Vitória da "democracia"
Numa primeira reação, o Governo de Espanha congratulou-se com o pedido de desculpas. Madrid considera que a ETA foi derrotada “com as armas da democracia”. “A ETA deveria ter pedido desculpa pelo sofrimento causado de forma sincera e incondicional há muito tempo”, não deixa de assinalar o gabinete do primeiro-ministro Mariano Rajoy.

O secretário-geral do Partido Socialista Operário Espanhol vê na assunção de culpas da ETA um “grande passo para a paz definitiva”. A União Europeia nota que “este é o tipo de notícias que gosta de comentar”. O porta-voz do executivo comunitário considera que o pedido de desculpa da organização independentista “vai em direção da paz e da vitória do Estado de direito em Espanha e na Europa”, um lugar onde “não há lugar para armas”.
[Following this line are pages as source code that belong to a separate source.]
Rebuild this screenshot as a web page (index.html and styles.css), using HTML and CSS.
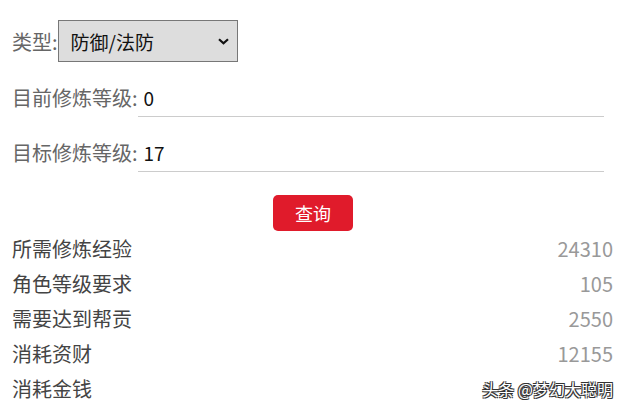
FILE: index.html
```html
<!DOCTYPE html>
<html lang="zh-CN">
<head>
<meta charset="utf-8">
<title>修炼查询</title>
<link rel="stylesheet" href="styles.css">
</head>
<body>
<div class="page">
  <div class="type-row">
    <span class="label">类型:</span>
    <div class="select-wrap">
      <select class="select">
        <option>防御/法防</option>
        <option>攻击</option>
      </select>
      <svg class="chevron" width="11" height="7" viewBox="0 0 11 7"><path d="M1 1.2 L5.5 5.3 L10 1.2" fill="none" stroke="#111" stroke-width="2.2"/></svg>
    </div>
  </div>
  <div class="field">
    <span class="label">目前修炼等级:</span>
    <input class="input" type="text" value="0">
  </div>
  <div class="field">
    <span class="label">目标修炼等级:</span>
    <input class="input" type="text" value="17">
  </div>
  <div class="actions">
    <button class="btn">查询</button>
  </div>
  <div class="results">
    <div class="row"><span>所需修炼经验</span><span class="val">24310</span></div>
    <div class="row"><span>角色等级要求</span><span class="val">105</span></div>
    <div class="row"><span>需要达到帮贡</span><span class="val">2550</span></div>
    <div class="row"><span>消耗资财</span><span class="val">12155</span></div>
    <div class="row"><span>消耗金钱</span><span class="val"></span></div>
  </div>
</div>
<div class="watermark">头条 @梦幻大聪明</div>
</body>
</html>
```
FILE: styles.css
```css
html, body {
  margin: 0;
  padding: 0;
  background: #fff;
}
body {
  font-family: "Noto Sans CJK SC", "Noto Sans", sans-serif;
  color: #444;
  position: relative;
  width: 627px;
  height: 407px;
  overflow: hidden;
}
.page {
  padding: 20px 14px 0 12px;
}
.label {
  font-size: 20px;
  color: #666;
  white-space: nowrap;
}
.type-row {
  display: flex;
  align-items: center;
  height: 42px;
}
.select-wrap {
  position: relative;
  width: 180px;
  height: 42px;
}
.select {
  appearance: none;
  -webkit-appearance: none;
  width: 180px;
  height: 42px;
  box-sizing: border-box;
  border: 1px solid #777;
  border-radius: 0;
  background: #dddddd;
  font-family: "Noto Sans CJK SC", "Noto Sans", sans-serif;
  font-size: 19px;
  color: #111;
  padding: 0 0 0 12px;
  margin: 0;
}
.chevron {
  position: absolute;
  right: 9px;
  top: 18px;
  pointer-events: none;
}
.field {
  display: flex;
  align-items: flex-end;
  height: 35px;
  margin-top: 20px;
}
.field .label {
  line-height: 32px;
  padding-bottom: 3px;
}
.input {
  flex: none;
  width: 466px;
  height: 35px;
  box-sizing: border-box;
  border: none;
  border-bottom: 1px solid #cccccc;
  outline: none;
  font-family: "Noto Sans CJK SC", "Noto Sans", sans-serif;
  font-size: 19px;
  color: #111;
  padding: 0 0 3px 6px;
  margin: 0;
  background: transparent;
}
.actions {
  display: flex;
  justify-content: center;
  margin-top: 23px;
}
.btn {
  width: 80px;
  height: 36px;
  border: none;
  border-radius: 5px;
  background: #e01b2b;
  color: #fff;
  font-family: "Noto Sans CJK SC", "Noto Sans", sans-serif;
  font-size: 18px;
  padding: 0;
  margin-left: 1px;
}
.results {
  font-size: 20px;
}
.row {
  display: flex;
  justify-content: space-between;
  height: 35px;
  line-height: 35px;
  color: #444;
}
.val {
  color: #999;
}
.watermark {
  position: absolute;
  right: 14px;
  top: 377px;
  font-size: 16px;
  line-height: 24px;
  color: #fff;
  text-shadow: 1px 1px 0 #333, -1px -1px 0 #333, 1px -1px 0 #333, -1px 1px 0 #333;
}
```
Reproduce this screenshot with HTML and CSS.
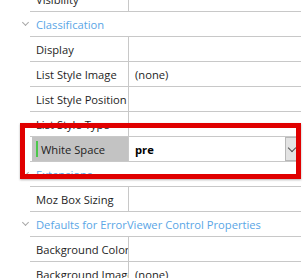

Os familiares das vítimas olham com maior ceticismo para o comunicado da ETA. A Associação de Vítimas do Terrorismo lamenta que a organização use o comunicado para “justificar uma vez mais a sua atividade terrorista” Esta entidade denuncia mesmo que este é “mais um passo na estratégia orquestrada pela ETA” para “diluir a sua verdadeira responsabilidade e justificar o uso da violência para impor o seu projeto totalitário e manipular a história”.

O pedido de desculpa apresentado pela ETA é mais um passo no expectável fim deste grupo. Um dos membros do grupo internacional que participa nas negociações para resolver o conflito revelou na quinta-feira que a dissolução da organização será anunciada no primeiro fim de semana de maio, no País Basco francês.

O responsável promete uma declaração “muito clara” e que não deixará dúvidas do fim do grupo terrorista. Os detalhes deverão ser anunciados esta segunda-feira numa conferência de imprensa que se realiza em Bayonne.